High Life is a film of extremes, from the familial sweetness of Monte and Willow to the invasive horror of sexual assault. High Life’s unflinching depiction of rape and reproductive coercion has proven to be some of its most troublesome aspects for many viewers, and part of what makes watching it so frustrating. In one of the film’s most striking and mind-boggling scenes, Dr. Dibs pleasures herself on a machine designed to masturbate the crew-mates, bluntly titled “the f*ck box”. Sex is stripped of its intimacy and inter-personal contact and reduced to a clinical activity aided by foreboding chrome black machinery. The f*ck box is a place of oblivion, much like sex itself in the context of the story, an apt metaphor given the ship’s ultimate mission towards the black hole.
What Happens in the Black Hole At The End Of High Life?
High Life’s depiction of a black hole already seems ahead of its time; as many critics and scientists have already noted how much Denis' take looks like the ground-breaking image taken by the Event Horizon Telescope that was revealed to the public last month. Denis compared it to "a crocodile eye" and it's certainly an unforgettable image, both beautiful and utterly terrifying. The second half of the movie jumps forward further in time to show Monte with a new adolescent Willow as the pair move closer to the edge of space and the unknown of the black hole. Willow, now old enough to talk back to Monte and demand a say in how things are done on the crumbling ship, convinces her father to board an escape pod with her and journey through the black hole.
The climax is one of the most visually astounding moments of the year on film: a minimalist take on the wonders of space that is both beautiful and utterly horrifying. It’s also maybe the most striking and blunt cinematic metaphors for parenthood of the past decade. Being a father, Monte realizes, is a black hole of uncertainty with no clear route through to the other side, but if you pull it off then the results can be truly wondrous. Whether or not Monte and Willow make it out of the black hole alive is almost irrelevant. Even Denis herself doesn't know or care about the secrets of the black hole or what it holds for her protagonists.

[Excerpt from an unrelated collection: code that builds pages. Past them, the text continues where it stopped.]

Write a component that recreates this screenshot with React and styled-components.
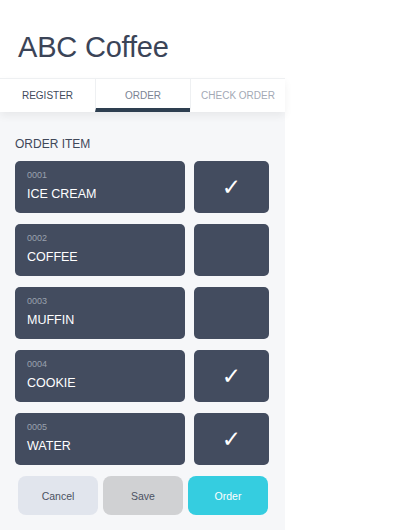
import React, { useState } from 'react';
import styled, { createGlobalStyle } from 'styled-components';

const GlobalStyle = createGlobalStyle`
    body {
        margin: 0;
        background: #ffffff;
        font-family: "Liberation Sans", Arial, sans-serif;
    }
`

const items = [
    { code: '0001', name: 'ICE CREAM', checked: true },
    { code: '0002', name: 'COFFEE', checked: false },
    { code: '0003', name: 'MUFFIN', checked: false },
    { code: '0004', name: 'COOKIE', checked: true },
    { code: '0005', name: 'WATER', checked: true },
];

function App() {
    const [list, setList] = useState(items);

    const toggle = (i) => {
        setList(list.map((item, idx) => idx === i ? { ...item, checked: !item.checked } : item));
    };

    return (
        <Wrapper>
            <GlobalStyle />
            <Header>
                <Title>ABC Coffee</Title>
            </Header>
            <Tabs>
                <Tab>REGISTER</Tab>
                <Tab active>ORDER</Tab>
                <Tab muted>CHECK ORDER</Tab>
            </Tabs>
            <Body>
                <Label>ORDER ITEM</Label>
                <List>
                    {list.map((item, index) => (
                        <Row key={item.code}>
                            <ItemCard>
                                <Code>{item.code}</Code>
                                <Name>{item.name}</Name>
                            </ItemCard>
                            <CheckBox onClick={() => toggle(index)}>
                                {item.checked && '✓'}
                            </CheckBox>
                        </Row>
                    ))}
                </List>
                <Buttons>
                    <Button kind="cancel">Cancel</Button>
                    <Button kind="save">Save</Button>
                    <Button kind="order">Order</Button>
                </Buttons>
            </Body>
        </Wrapper>
    )
}

export default App

const Wrapper = styled.div`
    width: 285px;
    height: 530px;
    background: #f6f7f9;
    display: flex;
    flex-direction: column;
`

const Header = styled.div`
    background: #ffffff;
    height: 78px;
    box-sizing: border-box;
    padding: 0 18px 14px;
    display: flex;
    align-items: flex-end;
`

const Title = styled.h1`
    margin: 0;
    font-size: 29px;
    line-height: 33px;
    font-weight: 400;
    color: #3b4457;
    letter-spacing: -0.2px;
`

const Tabs = styled.div`
    display: grid;
    grid-template-columns: 95px 95px 95px;
    height: 33px;
    background: #ffffff;
    border-top: 1px solid #eef0f2;
    box-shadow: 0 4px 8px rgba(0, 0, 0, 0.06);
    position: relative;
    z-index: 1;
`

const Tab = styled.div`
    display: flex;
    align-items: center;
    justify-content: center;
    font-size: 10px;
    color: ${props => props.active ? '#7b8494' : props.muted ? '#a3a9b5' : '#414a5c'};
    border-left: ${props => props.active || props.muted ? '1px solid #eef0f2' : 'none'};
    border-bottom: 4px solid ${props => props.active ? '#2e3f50' : 'transparent'};
    padding-top: 3px;
`

const Body = styled.div`
    flex: 1;
    padding: 25px 16px 0 15px;
    display: flex;
    flex-direction: column;
`

const Label = styled.div`
    font-size: 12px;
    color: #3f4859;
    margin-bottom: 10px;
`

const List = styled.div`
    display: flex;
    flex-direction: column;
    gap: 11px;
`

const Row = styled.div`
    display: flex;
    gap: 9px;
    height: 52px;
`

const ItemCard = styled.div`
    width: 170px;
    box-sizing: border-box;
    background: #434c5f;
    border-radius: 5px;
    padding: 9px 12px 0;
    display: flex;
    flex-direction: column;
`

const Code = styled.div`
    font-size: 9px;
    color: #9aa1ae;
    height: 13px;
`

const Name = styled.div`
    font-size: 12.5px;
    color: #ffffff;
    margin-top: 4px;
`

const CheckBox = styled.div`
    width: 75px;
    background: #434c5f;
    border-radius: 5px;
    display: flex;
    align-items: center;
    justify-content: center;
    color: #ffffff;
    font-family: "DejaVu Sans", sans-serif;
    font-size: 23px;
    font-weight: 700;
    cursor: pointer;
`

const buttonColors = {
    cancel: { bg: '#e1e5ed', fg: '#4b5262' },
    save: { bg: '#d0d1d3', fg: '#4b5262' },
    order: { bg: '#35cde0', fg: '#ffffff' },
};

const Buttons = styled.div`
    display: grid;
    grid-template-columns: 80px 80px 80px;
    gap: 5px;
    margin-top: 11px;
    padding-left: 3px;
`

const Button = styled.button`
    height: 39px;
    border: none;
    border-radius: 8px;
    font-family: "Liberation Sans", Arial, sans-serif;
    font-size: 10.5px;
    background: ${props => buttonColors[props.kind].bg};
    color: ${props => buttonColors[props.kind].fg};
`
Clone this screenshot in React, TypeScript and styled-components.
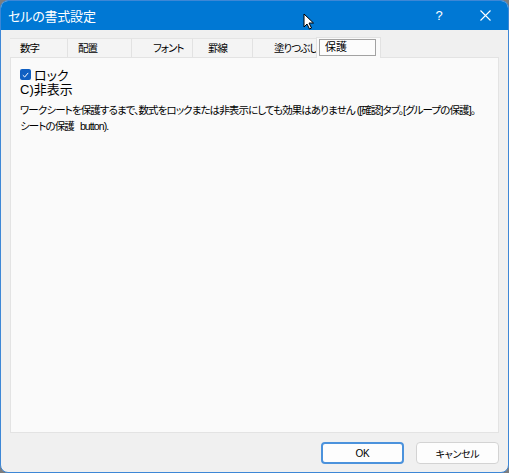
import styled, { createGlobalStyle } from 'styled-components';

const GlobalStyle = createGlobalStyle`
  html, body {
    margin: 0;
    padding: 0;
    background: #7d7d7d;
  }
  body {
    font-family: "Liberation Sans", "Noto Sans CJK JP", sans-serif;
    font-feature-settings: "palt";
  }
`;

const Window = styled.div`
  position: relative;
  box-sizing: border-box;
  width: 509px;
  height: 473px;
  border: 1px solid #3d87d6;
  border-radius: 8px;
  background: #f0f0f0;
  overflow: hidden;
  display: flex;
  flex-direction: column;
`;

const TitleBar = styled.div`
  height: 29px;
  background: #0078d4;
  display: flex;
  align-items: center;
  color: #fff;
`;

const Title = styled.div`
  flex: 1;
  padding-left: 7px;
  font-size: 13px;
  letter-spacing: -0.2px;
`;

const TitleButton = styled.div`
  width: 46px;
  height: 29px;
  display: flex;
  align-items: center;
  justify-content: center;
  font-size: 13px;
`;

const Body = styled.div`
  flex: 1;
  display: flex;
  flex-direction: column;
  padding: 8px 9px 9px 9px;
`;

const TabStrip = styled.div`
  display: flex;
  align-items: flex-end;
  height: 19px;
`;

const Tab = styled.div<{ $w: number; $pad: number }>`
  box-sizing: border-box;
  width: ${(p) => p.$w}px;
  height: 19px;
  padding-left: ${(p) => p.$pad}px;
  background: #f4f4f4;
  border-top: 1px solid #e4e4e4;
  border-right: 1px solid #e2e2e2;
  font-size: 10.5px;
  letter-spacing: -1px;
  line-height: 18px;
  color: #000;
  white-space: nowrap;
`;

const ActiveTab = styled.div`
  box-sizing: border-box;
  width: 65px;
  height: 21px;
  margin-bottom: -1px;
  margin-left: -3px;
  padding: 1px 4px 2px 2px;
  background: #fafafa;
  border: 1px solid #e2e2e2;
  border-bottom: none;
  position: relative;
  z-index: 1;
`;

const FocusBox = styled.div`
  box-sizing: border-box;
  height: 17px;
  border: 1px solid #a2a2a2;
  background: #fcfcfc;
  padding-left: 5px;
  font-size: 11px;
  line-height: 15px;
  color: #000;
`;

const Panel = styled.div`
  flex: 1;
  background: #fafafa;
  border: 1px solid #e3e3e3;
  padding: 9px 9px 0 9px;
  display: flex;
  flex-direction: column;
`;

const CheckRow = styled.label`
  display: flex;
  align-items: center;
  gap: 3px;
  height: 15px;
  font-size: 13px;
  color: #000;
`;

const Check = styled.span`
  width: 11px;
  height: 11px;
  border-radius: 2px;
  background: #0f5fc2;
  display: flex;
  align-items: center;
  justify-content: center;
`;

const Label = styled.div`
  height: 15px;
  font-size: 13px;
  line-height: 15px;
  color: #000;
`;

const Note = styled.p`
  margin: 5px 0 0 0;
  font-size: 10.5px;
  line-height: 16px;
  color: #000;
  letter-spacing: -0.9px;
  white-space: nowrap;
`;

const Gap = styled.span`
  display: inline-block;
  width: 4px;
`;

const Footer = styled.div`
  display: flex;
  justify-content: flex-end;
  gap: 12px;
  padding-top: 9px;
  margin-bottom: -1px;
`;

const Button = styled.button<{ $primary?: boolean }>`
  width: 83px;
  height: 22px;
  box-sizing: border-box;
  border-radius: 4px;
  background: #fdfdfd;
  border: ${(p) => (p.$primary ? '2px solid #4b92dc' : '1px solid #d3d3d3')};
  font-family: "Liberation Sans", "Noto Sans CJK JP", sans-serif;
  font-feature-settings: "palt";
  font-size: 10px;
  letter-spacing: -0.3px;
  color: #000;
  padding: 0;
`;

const Cursor = styled.svg`
  position: absolute;
  left: 302px;
  top: 12px;
`;

export default function App() {
  return (
    <>
      <GlobalStyle />
      <Window>
        <TitleBar>
          <Title>セルの書式設定</Title>
          <TitleButton>?</TitleButton>
          <TitleButton>
            <svg width="11" height="11" viewBox="0 0 11 11">
              <path d="M0.5 0.5 L10.5 10.5 M10.5 0.5 L0.5 10.5" stroke="#fff" strokeWidth="1.1" />
            </svg>
          </TitleButton>
        </TitleBar>
        <Body>
          <TabStrip>
            <Tab $w={58} $pad={10}>数字</Tab>
            <Tab $w={64} $pad={10}>配置</Tab>
            <Tab $w={61} $pad={21}>フォント</Tab>
            <Tab $w={60} $pad={15}>罫線</Tab>
            <Tab $w={66} $pad={21}>塗りつぶし</Tab>
            <ActiveTab>
              <FocusBox>保護</FocusBox>
            </ActiveTab>
          </TabStrip>
          <Panel>
            <CheckRow>
              <Check>
                <svg width="7" height="6" viewBox="0 0 7 6">
                  <path d="M0.8 3.2 L2.7 5 L6.2 0.9" fill="none" stroke="#fff" strokeWidth="1" />
                </svg>
              </Check>
              ロック
            </CheckRow>
            <Label>C)非表示</Label>
            <Note>
              ワークシートを保護するまで、数式をロックまたは非表示にしても効果はありません ([確認]タブ。[グループの保護]。
              <br />
              シートの保護<Gap /> button).
            </Note>
          </Panel>
          <Footer>
            <Button $primary>OK</Button>
            <Button>キャンセル</Button>
          </Footer>
        </Body>
        <Cursor width="12" height="17" viewBox="0 0 12 17">
          <path d="M1 1 L1 14 L4 11 L6.5 16 L8.5 15 L6 10 L10.5 10 Z" fill="#fff" stroke="#000" strokeWidth="1" strokeLinejoin="round" />
        </Cursor>
      </Window>
    </>
  );
}
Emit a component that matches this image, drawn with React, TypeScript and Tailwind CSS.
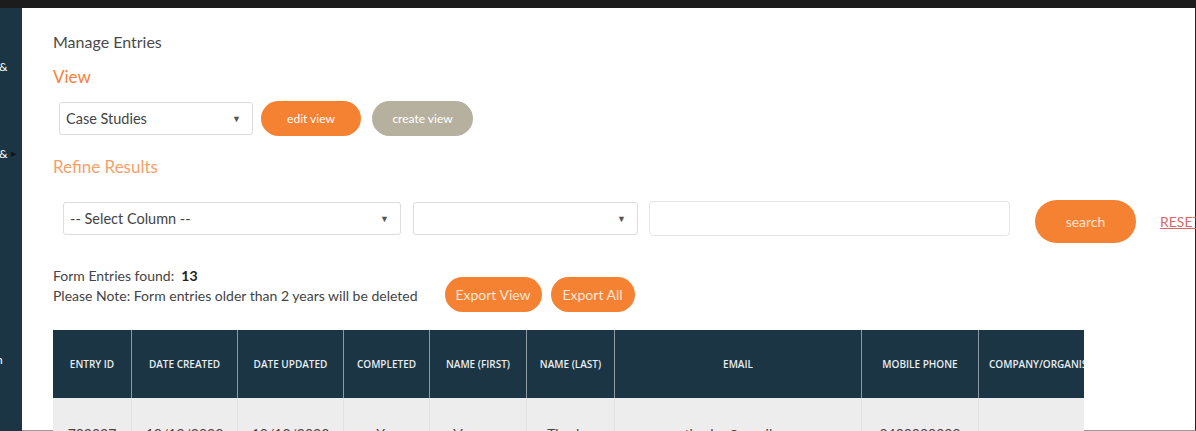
import React from 'react';

const columns = [
  { label: 'ENTRY ID', w: 'w-[78px]' },
  { label: 'DATE CREATED', w: 'w-[106px]' },
  { label: 'DATE UPDATED', w: 'w-[106px]' },
  { label: 'COMPLETED', w: 'w-[86px]' },
  { label: 'NAME (FIRST)', w: 'w-[97px]' },
  { label: 'NAME (LAST)', w: 'w-[88px]' },
  { label: 'EMAIL', w: 'w-[247px]' },
  { label: 'MOBILE PHONE', w: 'w-[117px]' },
  { label: 'COMPANY/ORGANISATION', w: 'w-[106px]' },
];

const row = ['702027', '10/12/2023', '10/12/2023', 'Yes', 'Vanessa', 'Thorley', 'v.thorley@email.com', '0400000000', ''];

function Caret() {
  return <span className="text-[9px] text-[#555]">▼</span>;
}

function Select({ value, className }: { value?: string; className: string }) {
  return (
    <div
      className={`flex shrink-0 items-center justify-between rounded-[3px] border border-[#dcdcdc] bg-white pl-[6px] pr-[11px] text-[14.5px] text-[#444] ${className}`}
    >
      <span>{value}</span>
      <Caret />
    </div>
  );
}

export default function App() {
  return (
    <div
      className="flex h-[431px] w-[1196px] flex-col overflow-hidden bg-white"
      style={{ fontFamily: 'Lato, "Open Sans", sans-serif' }}
    >
      <div className="h-[8px] shrink-0 bg-[#1c1c1c]" />
      <div className="flex min-h-0 flex-1">
        {/* sidebar */}
        <div className="relative w-[22px] shrink-0 bg-[#1b3545] text-[12px] text-white">
          <span className="absolute left-[-1px] top-[50px]">&amp;</span>
          <span className="absolute left-[-1px] top-[137px]">&amp;</span>
          <span className="absolute left-[11px] top-[140px] text-[7px] text-[#111]">▶</span>
          <span className="absolute left-[-4px] top-[343px]">n</span>
        </div>

        {/* main */}
        <div className="min-w-0 flex-1 border-b border-r border-b-[#9a9a9a] border-r-[#222] pl-[31px] pt-[24px] text-[#444]">
          <div className="text-[16px] leading-[20px] text-[#4a4a4a]">Manage Entries</div>
          <div className="mt-[15px] text-[17px] leading-[20px] text-[#f5823a]">View</div>

          <div className="mt-[14px] flex items-center">
            <Select value="Case Studies" className="ml-[6px] h-[33px] w-[194px]" />
            <button className="ml-[8px] h-[35px] w-[100px] shrink-0 rounded-full bg-[#f58233] text-[12px] text-white">
              edit view
            </button>
            <button className="ml-[11px] h-[35px] w-[101px] shrink-0 rounded-full bg-[#b6b19f] text-[12px] text-white">
              create view
            </button>
          </div>

          <div className="mt-[21px] text-[17px] leading-[20px] text-[#f5a06a]">Refine Results</div>

          <div className="mt-[17px] flex items-center">
            <Select value="-- Select Column --" className="ml-[10px] h-[33px] w-[338px]" />
            <Select className="ml-[12px] h-[33px] w-[225px]" />
            <div className="ml-[11px] h-[35px] w-[361px] shrink-0 rounded-[4px] border border-[#e4e4e4] bg-white" />
            <button className="ml-[25px] mt-[6px] h-[43px] w-[101px] shrink-0 rounded-full bg-[#f58233] text-[14px] text-[#fde3d0]">
              search
            </button>
            <a className="ml-[24px] mt-[6px] text-[14px] text-[#d9686a] underline">RESET</a>
          </div>

          <div className="mt-[23px] flex items-end">
            <div className="text-[14px] leading-[20px] text-[#444]">
              <div>
                Form Entries found:&nbsp; <span className="font-bold text-[#222]">13</span>
              </div>
              <div>Please Note: Form entries older than 2 years will be deleted</div>
            </div>
            <button className="mb-[-6px] ml-[27px] h-[35px] w-[97px] shrink-0 rounded-full bg-[#f58233] text-[14px] text-[#fde8d8]">
              Export View
            </button>
            <button className="mb-[-6px] ml-[9px] h-[35px] w-[84px] shrink-0 rounded-full bg-[#f58233] text-[14px] text-[#fde8d8]">
              Export All
            </button>
          </div>

          <div className="mt-[24px] w-[1031px] overflow-hidden">
            <div className="flex h-[68px] bg-[#1b3545]">
              {columns.map((c, i) => (
                <div
                  key={c.label}
                  className={`${c.w} flex shrink-0 items-center whitespace-nowrap text-[10px] font-semibold text-[#e8edf0] ${
                    i === columns.length - 1 ? 'justify-start pl-[10px]' : 'justify-center'
                  } ${i > 0 ? 'border-l border-[#8c9aa3]' : ''}`}
                  style={{ fontFamily: '"Open Sans", sans-serif' }}
                >
                  {c.label}
                </div>
              ))}
            </div>
            <div className="flex h-[60px] bg-[#ededed]">
              {columns.map((c, i) => (
                <div
                  key={c.label}
                  className={`${c.w} flex shrink-0 justify-center whitespace-nowrap pt-[25px] text-[14px] text-[#444] ${
                    i > 0 ? 'border-l border-[#e2e2e2]' : ''
                  }`}
                >
                  {row[i]}
                </div>
              ))}
            </div>
          </div>
        </div>
      </div>
    </div>
  );
}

Speaking at the Toronto International Film Festival last year, Denis mused, "What is nothing, when there is no time and no space? I don't know." The power of High Life is in the risk that they take. In their final exchange, Monte asks Willow, "Shall we?" She responds with a "Yes." The world is uncertain but they, in their bonds of love, are not, and that’s what makes High Life one of the best films of 2019 so far.